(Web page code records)
══════

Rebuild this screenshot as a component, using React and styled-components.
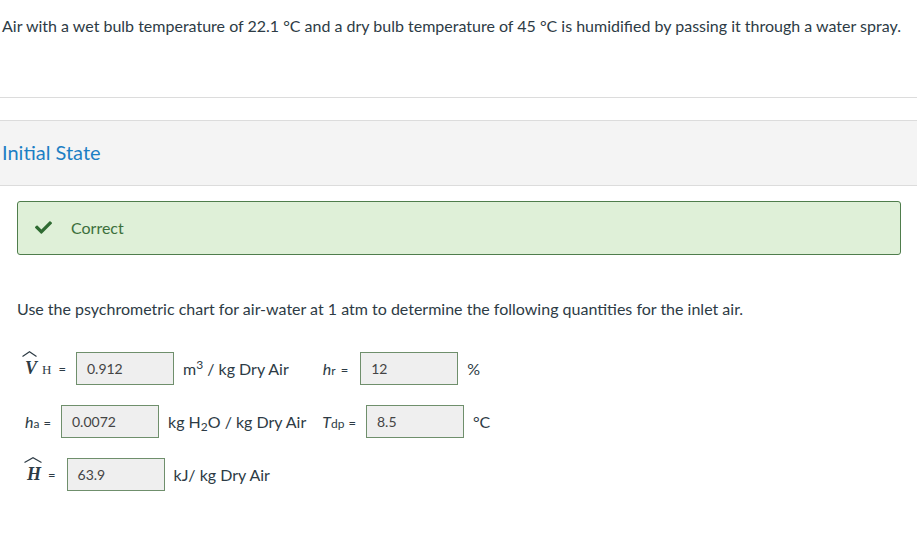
import React from 'react'
import styled, { createGlobalStyle } from 'styled-components'
import { FaCheck } from 'react-icons/fa'

const Global = createGlobalStyle`
  body {
    margin: 0;
    background: #fff;
    font-family: Lato, "Open Sans", sans-serif;
    color: #2d3b45;
  }
`

const Question = styled.div`
  height: 98px;
  border-bottom: 1px solid #dcdcdc;
  padding: 16px 2px 0;
  box-sizing: border-box;
  font-size: 16px;
  line-height: 20px;
`

const Band = styled.div`
  margin-top: 22px;
  height: 66px;
  box-sizing: border-box;
  background: #f4f4f4;
  border-top: 1px solid #dcdcdc;
  border-bottom: 1px solid #dcdcdc;
  display: flex;
  align-items: center;
  padding: 0 0 3px 2px;
`

const Title = styled.h2`
  margin: 0;
  font-weight: 400;
  font-size: 20px;
  color: #1c7fc4;
`

const Body = styled.div`
  padding: 15px 16px 0 17px;
`

const Alert = styled.div`
  height: 54px;
  box-sizing: border-box;
  background: #dff0d8;
  border: 1px solid #4f7d4c;
  border-radius: 3px;
  display: flex;
  align-items: center;
  padding: 0 0 2px 17px;
  gap: 19px;
  color: #3c6f3c;
  font-size: 16px;
`

const Prompt = styled.p`
  margin: 44px 0 33px;
  font-size: 16px;
  line-height: 20px;
`

const Rows = styled.div`
  display: flex;
  flex-direction: column;
  gap: 20px;
`

const Row = styled.div`
  display: flex;
  align-items: center;
  height: 33px;
  font-size: 16px;
`

const Label = styled.span`
  display: inline-flex;
  align-items: baseline;
  margin-left: ${p => p.$lead || 0}px;
  margin-right: ${p => p.$gap || 10}px;
  white-space: nowrap;
`

const MathBold = styled.span`
  font-family: "Liberation Serif", serif;
  font-style: italic;
  font-weight: 700;
  font-size: 18px;
  position: relative;
  display: inline-block;
`

const HatMark = styled.svg`
  position: absolute;
  left: -3px;
  top: -7px;
  width: ${p => p.$w}px;
  height: 6px;
  overflow: visible;
`

const Hat = ({ w }) => (
  <HatMark $w={w} viewBox={`0 0 ${w} 6`}>
    <path d={`M0.5 5.5 L${w / 2} 0.8 L${w - 0.5} 5.5`} fill="none" stroke="#2d3b45" strokeWidth="1.2" />
  </HatMark>
)

const MathSub = styled.span`
  font-family: "Liberation Serif", serif;
  font-size: 13px;
  margin-left: 5px;
`

const Var = styled.i`
  font-size: 16px;
`

const Sub = styled.sub`
  font-size: 12px;
  vertical-align: -3px;
  line-height: 0;
`

const Sup = styled.sup`
  font-size: 12px;
  vertical-align: 6px;
  line-height: 0;
`

const Eq = styled.span`
  font-size: 13px;
  margin-left: ${p => p.$space || 4}px;
`

const Field = styled.div`
  width: 98px;
  height: 33px;
  box-sizing: border-box;
  background: #efefef;
  border: 1px solid #6f8f6c;
  display: flex;
  align-items: center;
  padding-left: 10px;
  font-size: 14px;
  color: #444;
`

const Unit = styled.span`
  margin-left: 9px;
  margin-right: ${p => p.$after || 0}px;
  white-space: nowrap;
`

export default function App() {
  return (
    <>
      <Global />
      <Question>
        Air with a wet bulb temperature of 22.1 °C and a dry bulb temperature of 45 °C is humidified by passing it through a water spray.
      </Question>
      <Band>
        <Title>Initial State</Title>
      </Band>
      <Body>
        <Alert>
          <FaCheck size={17} color="#2f6b32" />
          <span>Correct</span>
        </Alert>
        <Prompt>
          Use the psychrometric chart for air-water at 1 atm to determine the following quantities for the inlet air.
        </Prompt>
        <Rows>
          <Row>
            <Label $lead={8}>
              <MathBold>V<Hat w={15} /></MathBold>
              <MathSub>H</MathSub>
              <Eq $space={7}>=</Eq>
            </Label>
            <Field>0.912</Field>
            <Unit $after={34}>m<Sup>3</Sup> / kg Dry Air</Unit>
            <Label $gap={12}>
              <Var>h</Var><Sub>r</Sub>
              <Eq $space={5}>=</Eq>
            </Label>
            <Field>12</Field>
            <Unit>%</Unit>
          </Row>
          <Row>
            <Label $lead={8}>
              <Var>h</Var><Sub>a</Sub>
              <Eq>=</Eq>
            </Label>
            <Field>0.0072</Field>
            <Unit $after={16}>kg H<Sub>2</Sub>O / kg Dry Air</Unit>
            <Label>
              <Var>T</Var><Sub>dp</Sub>
              <Eq>=</Eq>
            </Label>
            <Field>8.5</Field>
            <Unit>°C</Unit>
          </Row>
          <Row>
            <Label $lead={10} $gap={11}>
              <MathBold>H<Hat w={18} /></MathBold>
              <Eq $space={7}>=</Eq>
            </Label>
            <Field>63.9</Field>
            <Unit>kJ/ kg Dry Air</Unit>
          </Row>
        </Rows>
      </Body>
    </>
  )
}
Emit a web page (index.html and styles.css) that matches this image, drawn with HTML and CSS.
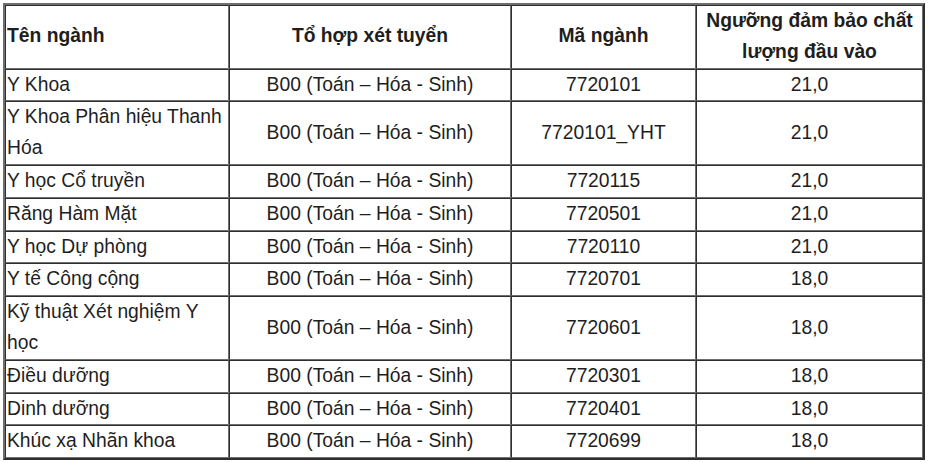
FILE: index.html
```html
<!DOCTYPE html>
<html lang="vi">
<head>
<meta charset="utf-8">
<title>Ngưỡng đảm bảo chất lượng đầu vào</title>
<link rel="stylesheet" href="styles.css">
</head>
<body>
<div class="wrap">
<table class="grid">
  <colgroup>
    <col class="c1"><col class="c2"><col class="c3"><col class="c4">
  </colgroup>
  <thead>
    <tr>
      <th class="left">Tên ngành</th>
      <th>Tổ hợp xét tuyển</th>
      <th>Mã ngành</th>
      <th>Ngưỡng đảm bảo chất lượng đầu vào</th>
    </tr>
  </thead>
  <tbody>
    <tr><td class="left">Y Khoa</td><td>B00 (Toán – Hóa - Sinh)</td><td>7720101</td><td>21,0</td></tr>
    <tr><td class="left">Y Khoa Phân hiệu Thanh Hóa</td><td>B00 (Toán – Hóa - Sinh)</td><td>7720101_YHT</td><td>21,0</td></tr>
    <tr><td class="left">Y học Cổ truyền</td><td>B00 (Toán – Hóa - Sinh)</td><td>7720115</td><td>21,0</td></tr>
    <tr><td class="left">Răng Hàm Mặt</td><td>B00 (Toán – Hóa - Sinh)</td><td>7720501</td><td>21,0</td></tr>
    <tr><td class="left">Y học Dự phòng</td><td>B00 (Toán – Hóa - Sinh)</td><td>7720110</td><td>21,0</td></tr>
    <tr><td class="left">Y tế Công cộng</td><td>B00 (Toán – Hóa - Sinh)</td><td>7720701</td><td>18,0</td></tr>
    <tr><td class="left">Kỹ thuật Xét nghiệm Y học</td><td>B00 (Toán – Hóa - Sinh)</td><td>7720601</td><td>18,0</td></tr>
    <tr><td class="left">Điều dưỡng</td><td>B00 (Toán – Hóa - Sinh)</td><td>7720301</td><td>18,0</td></tr>
    <tr><td class="left">Dinh dưỡng</td><td>B00 (Toán – Hóa - Sinh)</td><td>7720401</td><td>18,0</td></tr>
    <tr><td class="left">Khúc xạ Nhãn khoa</td><td>B00 (Toán – Hóa - Sinh)</td><td>7720699</td><td>18,0</td></tr>
  </tbody>
</table>
</div>
</body>
</html>
```
FILE: styles.css
```css
html, body {
  margin: 0;
  padding: 0;
  background: #ffffff;
}

.wrap {
  padding: 3px 3px 0 3px;
}

.grid {
  width: 922px;
  table-layout: fixed;
  border-collapse: separate;
  border-spacing: 0;
  border-style: solid;
  border-width: 2px;
  border-color: #6e6e6e #2e2e2e #2e2e2e #6e6e6e;
  font-family: "Liberation Sans", Arial, sans-serif;
  font-size: 19.3px;
  line-height: 30.8px;
  color: #1e1e1e;
}

.c1 { width: 224px; }
.c2 { width: 282px; }
.c3 { width: 185px; }
.c4 { width: 227px; }

.grid th,
.grid td {
  padding: 0 1px;
  border-style: solid;
  border-width: 1px;
  border-color: #2e2e2e #6e6e6e #6e6e6e #2e2e2e;
  text-align: center;
  vertical-align: middle;
}

.grid th {
  font-weight: bold;
}

.grid .left {
  text-align: left;
}
```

══════

PROBLEM STATEMENT: From the records above, copy every line that holds the word "components".

THE RESULT:
Rebuild this screenshot as a component, using React and styled-components.
import styled, { createGlobalStyle } from 'styled-components'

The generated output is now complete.